Like many of you, I’ve read Michael Fienen’s Equal Pay for Equal Work post from a few weeks ago. (It’s worth a look, if you haven’t read it.) If we want to recruit experts, it would make sense that we may have to lure them in with expert-level pay. (I’d add to this that depending on the position that we should also do much broader candidate searches than just listing opportunities for a week or two on your university’s Web site.)

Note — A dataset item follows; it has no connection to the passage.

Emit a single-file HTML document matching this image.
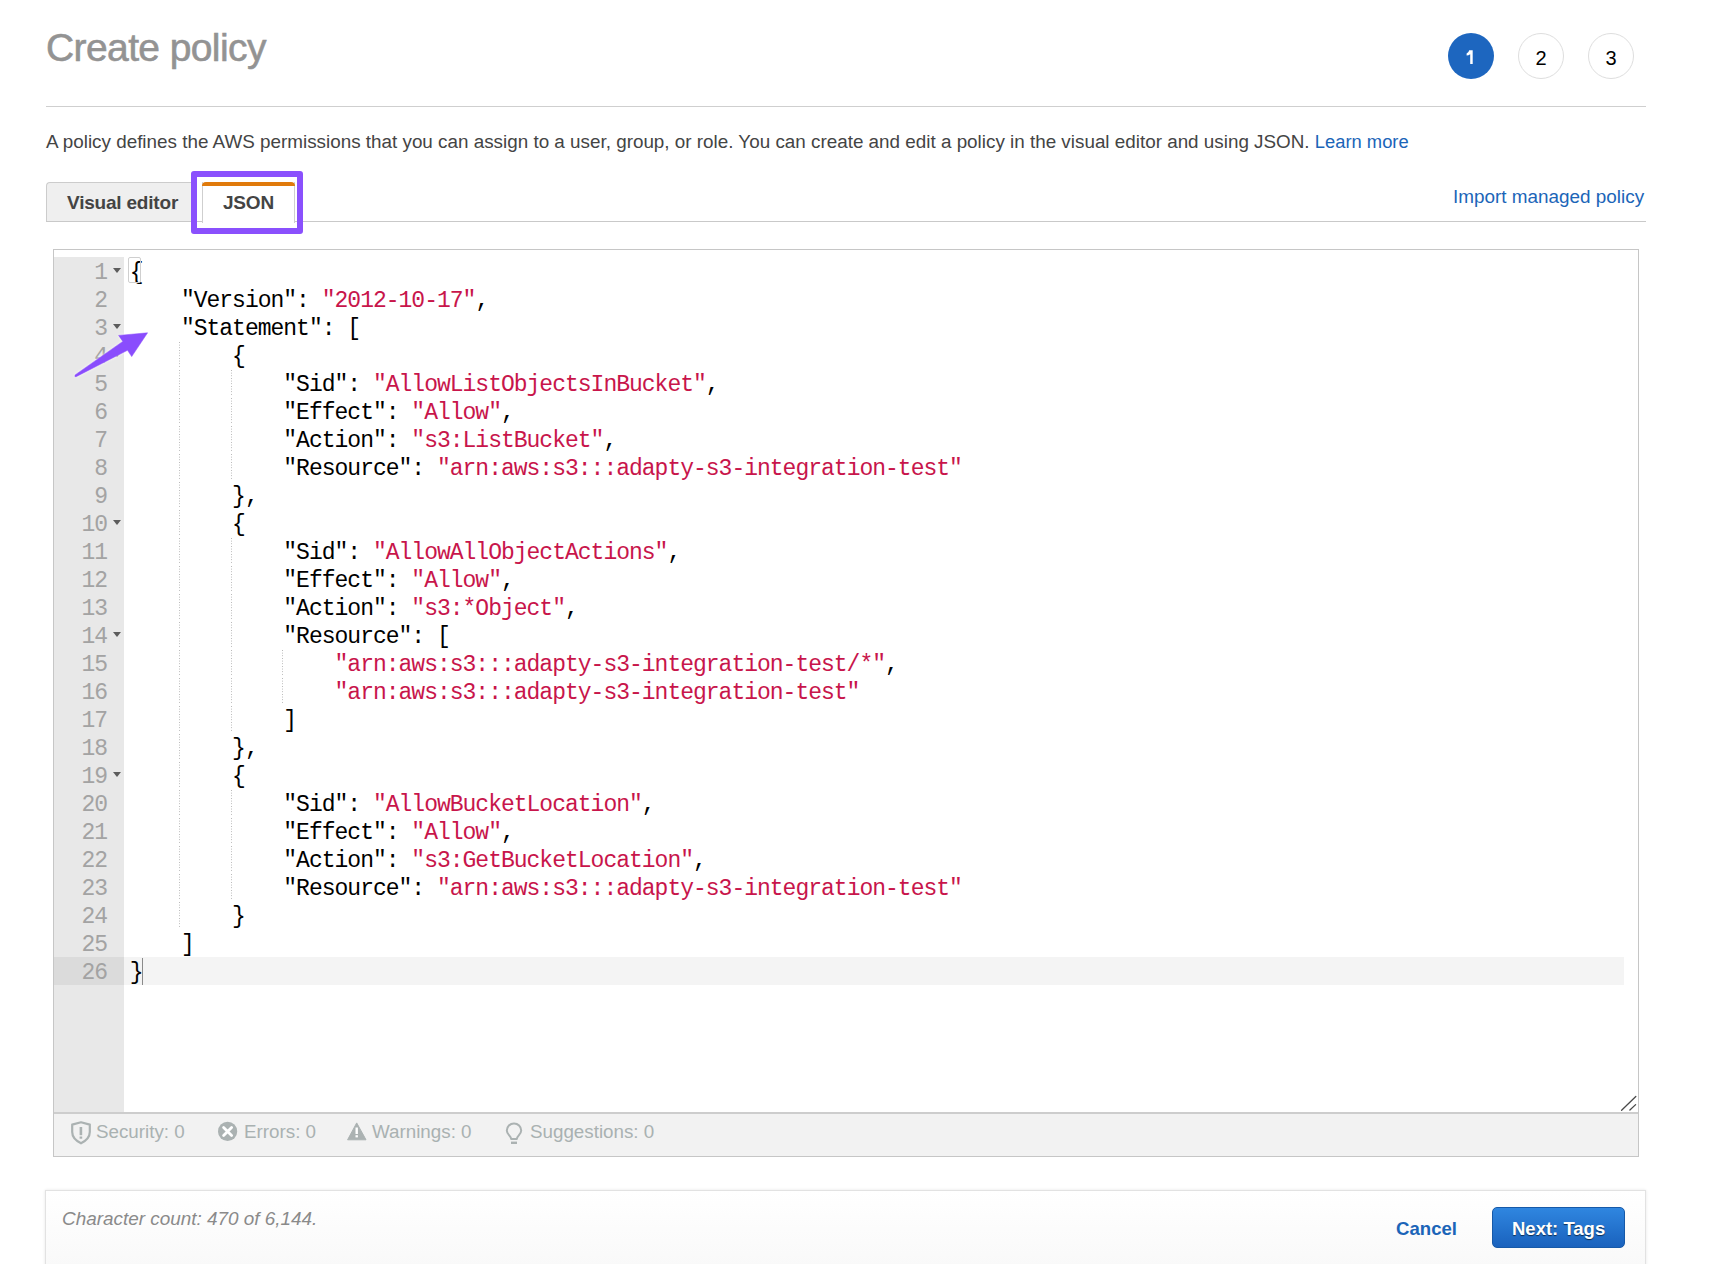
<!DOCTYPE html>
<html><head><meta charset="utf-8">
<style>
html,body{margin:0;padding:0;background:#fff;width:1712px;height:1264px;overflow:hidden;position:relative;font-family:"Liberation Sans",sans-serif;}
.a{position:absolute;white-space:pre;}
#title{left:46px;top:28px;font-size:39px;line-height:39px;letter-spacing:-0.6px;color:#939393;-webkit-text-stroke:0.6px #939393;}
.step{position:absolute;top:33px;width:46px;height:46px;border-radius:50%;box-sizing:border-box;font-size:20px;line-height:48px;text-align:center;color:#000;}
.s1{left:1448px;background:#1d66bf;color:#fff;}
.s2{left:1518px;border:1px solid #dedede;background:#fff;}
.s3{left:1588px;border:1px solid #dedede;background:#fff;}
#hr1{left:46px;top:106px;width:1600px;height:1px;background:#cfcfcf;}
#desc{left:46px;top:132px;font-size:18.85px;line-height:20px;color:#444;}
#desc a{color:#1b65b8;text-decoration:none;font-size:18.35px;}
#tabline{left:46px;top:221px;width:1600px;height:1px;background:#c9c9c9;}
#tab1{left:46px;top:182px;width:151px;height:39px;box-sizing:border-box;background:#efefef;border:1px solid #cccccc;border-bottom:none;border-right:none;border-radius:4px 0 0 0;}
#tab1t{left:67px;top:192.5px;letter-spacing:-0.2px;font-size:19px;line-height:20px;font-weight:bold;color:#444;}
#tab2{left:202px;top:182px;width:93px;height:41px;box-sizing:border-box;background:#fff;border-left:1px solid #cfcfcf;border-right:1px solid #cfcfcf;}
#tab2o{left:202px;top:182px;width:93px;height:4px;background:#e07a0b;border-radius:4px 4px 0 0;}
#tab2t{left:223px;top:192.5px;letter-spacing:-0.2px;font-size:19px;line-height:20px;font-weight:bold;color:#444;}
#import{left:1453px;top:187px;font-size:18.9px;line-height:20px;color:#1b65b8;}
#hl{left:191px;top:171px;width:112px;height:63px;box-sizing:border-box;border:6px solid #8a50fd;border-radius:3px;}
/* editor */
#ed{left:53px;top:249px;width:1586px;height:908px;box-sizing:border-box;border:1px solid #c6c6c6;background:#fff;}
#gut{left:54px;top:257px;width:70px;height:855px;background:#e8e8e8;}
#gutact{left:54px;top:957px;width:70px;height:28px;background:#dbdbdb;}
#lineact{left:124px;top:957px;width:1500px;height:28px;background:#f4f4f4;}
.ln{position:absolute;left:54px;width:53px;text-align:right;font-family:"Liberation Mono",monospace;font-size:23px;letter-spacing:-1px;line-height:28px;color:#a3a3a3;white-space:pre;}
.fw{position:absolute;left:112.6px;width:0;height:0;border-left:4px solid transparent;border-right:4px solid transparent;border-top:5px solid #5c5c5c;}
.cl{position:absolute;left:129.7px;font-family:"Liberation Mono",monospace;font-size:23px;letter-spacing:-1px;line-height:28px;color:#000;white-space:pre;}
.s{color:#c8154b;}
.ig{position:absolute;width:1px;background-image:linear-gradient(#b4b4b4 40%,transparent 40%);background-size:1px 2.67px;}
#brk{left:128px;top:257px;width:13px;height:26px;box-sizing:border-box;border:1px solid #cfcfcf;border-radius:2px;}
#cur{left:142px;top:958px;width:1px;height:27px;background:#8a8a8a;}
#sep{left:54px;top:1112px;width:1584px;height:2px;background:#cdcdcd;}
#status{left:54px;top:1114px;width:1584px;height:42px;background:#f2f2f2;}
.st{position:absolute;top:1122px;font-size:18.8px;line-height:20px;color:#a9b1b1;}
/* footer */
#foot{left:45px;top:1190px;width:1601px;height:90px;box-sizing:border-box;border:1px solid #e2e2e2;background:linear-gradient(#fff,#f8f8f8);box-shadow:0 0 3px rgba(0,0,0,0.10);}
#cc{left:62px;top:1209px;font-size:18.9px;line-height:20px;font-style:italic;color:#8a8a8a;}
#cancel{left:1396px;top:1219px;font-size:18.6px;line-height:20px;font-weight:bold;color:#1b65b8;}
#next{left:1492px;top:1207px;width:133px;height:41px;box-sizing:border-box;border:1px solid #1659a8;border-radius:5px;background:linear-gradient(#2f86e0,#1a62bd);}
#nextt{left:1512px;top:1219px;font-size:18.5px;line-height:20px;font-weight:bold;color:#fff;text-shadow:0 1px 1px rgba(0,0,0,0.6);}
</style></head><body>
<div class="a" id="title">Create policy</div>
<div class="step s1"><svg style="position:absolute;left:0;top:0" width="46" height="46" viewBox="0 0 46 46"><path d="M21.2 17.2 L24.7 17.2 L24.7 31 L22.2 31 L22.2 21.2 Q20.6 22.4 18.6 22.6 L18.6 20.6 Q20.6 19.8 21.2 17.2 Z" fill="#fff"/></svg></div><div class="step s2">2</div><div class="step s3">3</div>
<div class="a" id="hr1"></div>
<div class="a" id="desc">A policy defines the AWS permissions that you can assign to a user, group, or role. You can create and edit a policy in the visual editor and using JSON. <a>Learn more</a></div>
<div class="a" id="tabline"></div>
<div class="a" id="tab1"></div>
<div class="a" id="tab1t">Visual editor</div>
<div class="a" id="tab2"></div>
<div class="a" id="tab2o"></div>
<div class="a" id="tab2t">JSON</div>
<div class="a" id="import">Import managed policy</div>
<div class="a" id="hl"></div>

<div class="a" id="ed"></div>
<div class="a" id="gut"></div>
<div class="a" id="gutact"></div>
<div class="a" id="lineact"></div>
<!--GUTTER-->
<div class="ln" style="top:259px">1</div>
<div class="fw" style="top:268px"></div>
<div class="ln" style="top:287px">2</div>
<div class="ln" style="top:315px">3</div>
<div class="fw" style="top:324px"></div>
<div class="ln" style="top:343px">4</div>
<div class="fw" style="top:352px"></div>
<div class="ln" style="top:371px">5</div>
<div class="ln" style="top:399px">6</div>
<div class="ln" style="top:427px">7</div>
<div class="ln" style="top:455px">8</div>
<div class="ln" style="top:483px">9</div>
<div class="ln" style="top:511px">10</div>
<div class="fw" style="top:520px"></div>
<div class="ln" style="top:539px">11</div>
<div class="ln" style="top:567px">12</div>
<div class="ln" style="top:595px">13</div>
<div class="ln" style="top:623px">14</div>
<div class="fw" style="top:632px"></div>
<div class="ln" style="top:651px">15</div>
<div class="ln" style="top:679px">16</div>
<div class="ln" style="top:707px">17</div>
<div class="ln" style="top:735px">18</div>
<div class="ln" style="top:763px">19</div>
<div class="fw" style="top:772px"></div>
<div class="ln" style="top:791px">20</div>
<div class="ln" style="top:819px">21</div>
<div class="ln" style="top:847px">22</div>
<div class="ln" style="top:875px">23</div>
<div class="ln" style="top:903px">24</div>
<div class="ln" style="top:931px">25</div>
<div class="ln" style="top:959px">26</div>
<!--/GUTTER-->
<!--CODE-->
<div class="ig" style="left:179px;top:342px;height:25px"></div>
<div class="ig" style="left:179px;top:370px;height:25px"></div>
<div class="ig" style="left:231px;top:370px;height:25px"></div>
<div class="ig" style="left:179px;top:398px;height:25px"></div>
<div class="ig" style="left:231px;top:398px;height:25px"></div>
<div class="ig" style="left:179px;top:426px;height:25px"></div>
<div class="ig" style="left:231px;top:426px;height:25px"></div>
<div class="ig" style="left:179px;top:454px;height:25px"></div>
<div class="ig" style="left:231px;top:454px;height:25px"></div>
<div class="ig" style="left:179px;top:482px;height:25px"></div>
<div class="ig" style="left:179px;top:510px;height:25px"></div>
<div class="ig" style="left:179px;top:538px;height:25px"></div>
<div class="ig" style="left:231px;top:538px;height:25px"></div>
<div class="ig" style="left:179px;top:566px;height:25px"></div>
<div class="ig" style="left:231px;top:566px;height:25px"></div>
<div class="ig" style="left:179px;top:594px;height:25px"></div>
<div class="ig" style="left:231px;top:594px;height:25px"></div>
<div class="ig" style="left:179px;top:622px;height:25px"></div>
<div class="ig" style="left:231px;top:622px;height:25px"></div>
<div class="ig" style="left:179px;top:650px;height:25px"></div>
<div class="ig" style="left:231px;top:650px;height:25px"></div>
<div class="ig" style="left:282px;top:650px;height:25px"></div>
<div class="ig" style="left:179px;top:678px;height:25px"></div>
<div class="ig" style="left:231px;top:678px;height:25px"></div>
<div class="ig" style="left:282px;top:678px;height:25px"></div>
<div class="ig" style="left:179px;top:706px;height:25px"></div>
<div class="ig" style="left:231px;top:706px;height:25px"></div>
<div class="ig" style="left:179px;top:734px;height:25px"></div>
<div class="ig" style="left:179px;top:762px;height:25px"></div>
<div class="ig" style="left:179px;top:790px;height:25px"></div>
<div class="ig" style="left:231px;top:790px;height:25px"></div>
<div class="ig" style="left:179px;top:818px;height:25px"></div>
<div class="ig" style="left:231px;top:818px;height:25px"></div>
<div class="ig" style="left:179px;top:846px;height:25px"></div>
<div class="ig" style="left:231px;top:846px;height:25px"></div>
<div class="ig" style="left:179px;top:874px;height:25px"></div>
<div class="ig" style="left:231px;top:874px;height:25px"></div>
<div class="ig" style="left:179px;top:902px;height:25px"></div>
<div class="cl" style="top:259px">{</div>
<div class="cl" style="top:287px">    &quot;Version&quot;: <span class="s">&quot;2012-10-17&quot;</span>,</div>
<div class="cl" style="top:315px">    &quot;Statement&quot;: [</div>
<div class="cl" style="top:343px">        {</div>
<div class="cl" style="top:371px">            &quot;Sid&quot;: <span class="s">&quot;AllowListObjectsInBucket&quot;</span>,</div>
<div class="cl" style="top:399px">            &quot;Effect&quot;: <span class="s">&quot;Allow&quot;</span>,</div>
<div class="cl" style="top:427px">            &quot;Action&quot;: <span class="s">&quot;s3:ListBucket&quot;</span>,</div>
<div class="cl" style="top:455px">            &quot;Resource&quot;: <span class="s">&quot;arn:aws:s3:::adapty-s3-integration-test&quot;</span></div>
<div class="cl" style="top:483px">        },</div>
<div class="cl" style="top:511px">        {</div>
<div class="cl" style="top:539px">            &quot;Sid&quot;: <span class="s">&quot;AllowAllObjectActions&quot;</span>,</div>
<div class="cl" style="top:567px">            &quot;Effect&quot;: <span class="s">&quot;Allow&quot;</span>,</div>
<div class="cl" style="top:595px">            &quot;Action&quot;: <span class="s">&quot;s3:*Object&quot;</span>,</div>
<div class="cl" style="top:623px">            &quot;Resource&quot;: [</div>
<div class="cl" style="top:651px">                <span class="s">&quot;arn:aws:s3:::adapty-s3-integration-test/*&quot;</span>,</div>
<div class="cl" style="top:679px">                <span class="s">&quot;arn:aws:s3:::adapty-s3-integration-test&quot;</span></div>
<div class="cl" style="top:707px">            ]</div>
<div class="cl" style="top:735px">        },</div>
<div class="cl" style="top:763px">        {</div>
<div class="cl" style="top:791px">            &quot;Sid&quot;: <span class="s">&quot;AllowBucketLocation&quot;</span>,</div>
<div class="cl" style="top:819px">            &quot;Effect&quot;: <span class="s">&quot;Allow&quot;</span>,</div>
<div class="cl" style="top:847px">            &quot;Action&quot;: <span class="s">&quot;s3:GetBucketLocation&quot;</span>,</div>
<div class="cl" style="top:875px">            &quot;Resource&quot;: <span class="s">&quot;arn:aws:s3:::adapty-s3-integration-test&quot;</span></div>
<div class="cl" style="top:903px">        }</div>
<div class="cl" style="top:931px">    ]</div>
<div class="cl" style="top:959px">}</div>
<!--/CODE-->
<div class="a" id="brk"></div>
<div class="a" id="cur"></div>
<svg class="a" style="left:1618px;top:1092px" width="20" height="20" viewBox="0 0 20 20"><path d="M3.6 18.2 L17.8 4.5 M11.9 18.0 L17.6 12.6" stroke="#4a4a4a" stroke-width="1.3" stroke-linecap="round"/></svg>
<div class="a" id="sep"></div>
<div class="a" id="status"></div>
<!--STATUS-->
<svg class="a" style="left:70px;top:1121px" width="22" height="24" viewBox="0 0 22 24"><path d="M2.2 3.6 L11 1.3 L19.8 3.6 L19.8 11 C19.8 16.5 15.5 20 11 22.3 C6.5 20 2.2 16.5 2.2 11 Z" fill="none" stroke="#abb2b2" stroke-width="2.2" stroke-linejoin="round"/><rect x="9.6" y="6" width="2.6" height="8.2" fill="#abb2b2"/><rect x="9.6" y="15.5" width="2.6" height="2.2" fill="#abb2b2"/></svg>
<div class="st" style="left:96px">Security: 0</div>
<svg class="a" style="left:217px;top:1121px" width="22" height="22" viewBox="0 0 22 22"><circle cx="10.6" cy="10.4" r="9.6" fill="#abb2b2"/><path d="M6.6 6.4 L14.6 14.4 M14.6 6.4 L6.6 14.4" stroke="#fff" stroke-width="2.8" stroke-linecap="round"/></svg>
<div class="st" style="left:244px">Errors: 0</div>
<svg class="a" style="left:346px;top:1121px" width="22" height="22" viewBox="0 0 22 22"><path d="M10.7 1.9 L20 18.8 L1.6 18.8 Z" fill="#abb2b2" stroke="#abb2b2" stroke-width="1" stroke-linejoin="round"/><rect x="9.5" y="6.5" width="2.4" height="6.5" fill="#fff"/><rect x="9.5" y="14.2" width="2.4" height="2.2" fill="#fff"/></svg>
<div class="st" style="left:372px">Warnings: 0</div>
<svg class="a" style="left:504px;top:1122px" width="22" height="24" viewBox="0 0 22 24"><path d="M7.2 17 C7.2 14 2.8 12.5 2.8 8.6 A7.2 7.2 0 0 1 17.2 8.6 C17.2 12.5 12.8 14 12.8 17 Z" fill="none" stroke="#abb2b2" stroke-width="2" stroke-linejoin="round"/><rect x="7" y="19.6" width="6" height="2.4" fill="#abb2b2"/></svg>
<div class="st" style="left:530px">Suggestions: 0</div>
<!--/STATUS-->

<div class="a" id="foot"></div>
<div class="a" id="cc">Character count: 470 of 6,144.</div>
<div class="a" id="cancel">Cancel</div>
<div class="a" id="next"></div>
<div class="a" id="nextt">Next: Tags</div>
<!--ARROW-->
<svg class="a" style="left:0;top:0;filter:drop-shadow(0 0 1.5px rgba(255,255,255,0.9))" width="200" height="420" viewBox="0 0 200 420"><path d="M75.1 374.9 L122.8 341.4 L118.6 335.4 L147.6 332.8 L131.7 356.6 L127.5 350.3 L76.1 376.7 Q74.3 377.3 75.1 374.9 Z" fill="#8a4dfd" stroke="#8a4dfd" stroke-width="0.5" stroke-linejoin="round"/></svg>
<!--/ARROW-->
</body></html>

Let’s face it: money is one powerful motivator. If you have a financial need for a minimum salary, all the other perks of the job will not enable you to accept. When you are interviewing prospective employers trying to get a feel for the job, you have very little information and first impressions are crucial. A salary offer could be interpreted as how you would be valued by the organization, and a lowball initial offer may be a bad first impression.
But what happens if you are hired as an expert (maybe even paid as an expert), and not treated as a an expert? What amount of money does it take to sell your soul to the zombie Web committee? In higher ed, we hire experts, but we don’t use their expertise. Instead we form large committees, seek consultants, and gather more data. We don’t make changes. We don’t take risks. We don’t want to draw too much attention to our work.
In his TED talk The Science of Motivation, Dan Pink argues that in creative work, money is not an effective motivator; autonomy is. While salary may get people in the door, autonomy keeps people from walking out of it. We need to trust our experts. What are your thoughts?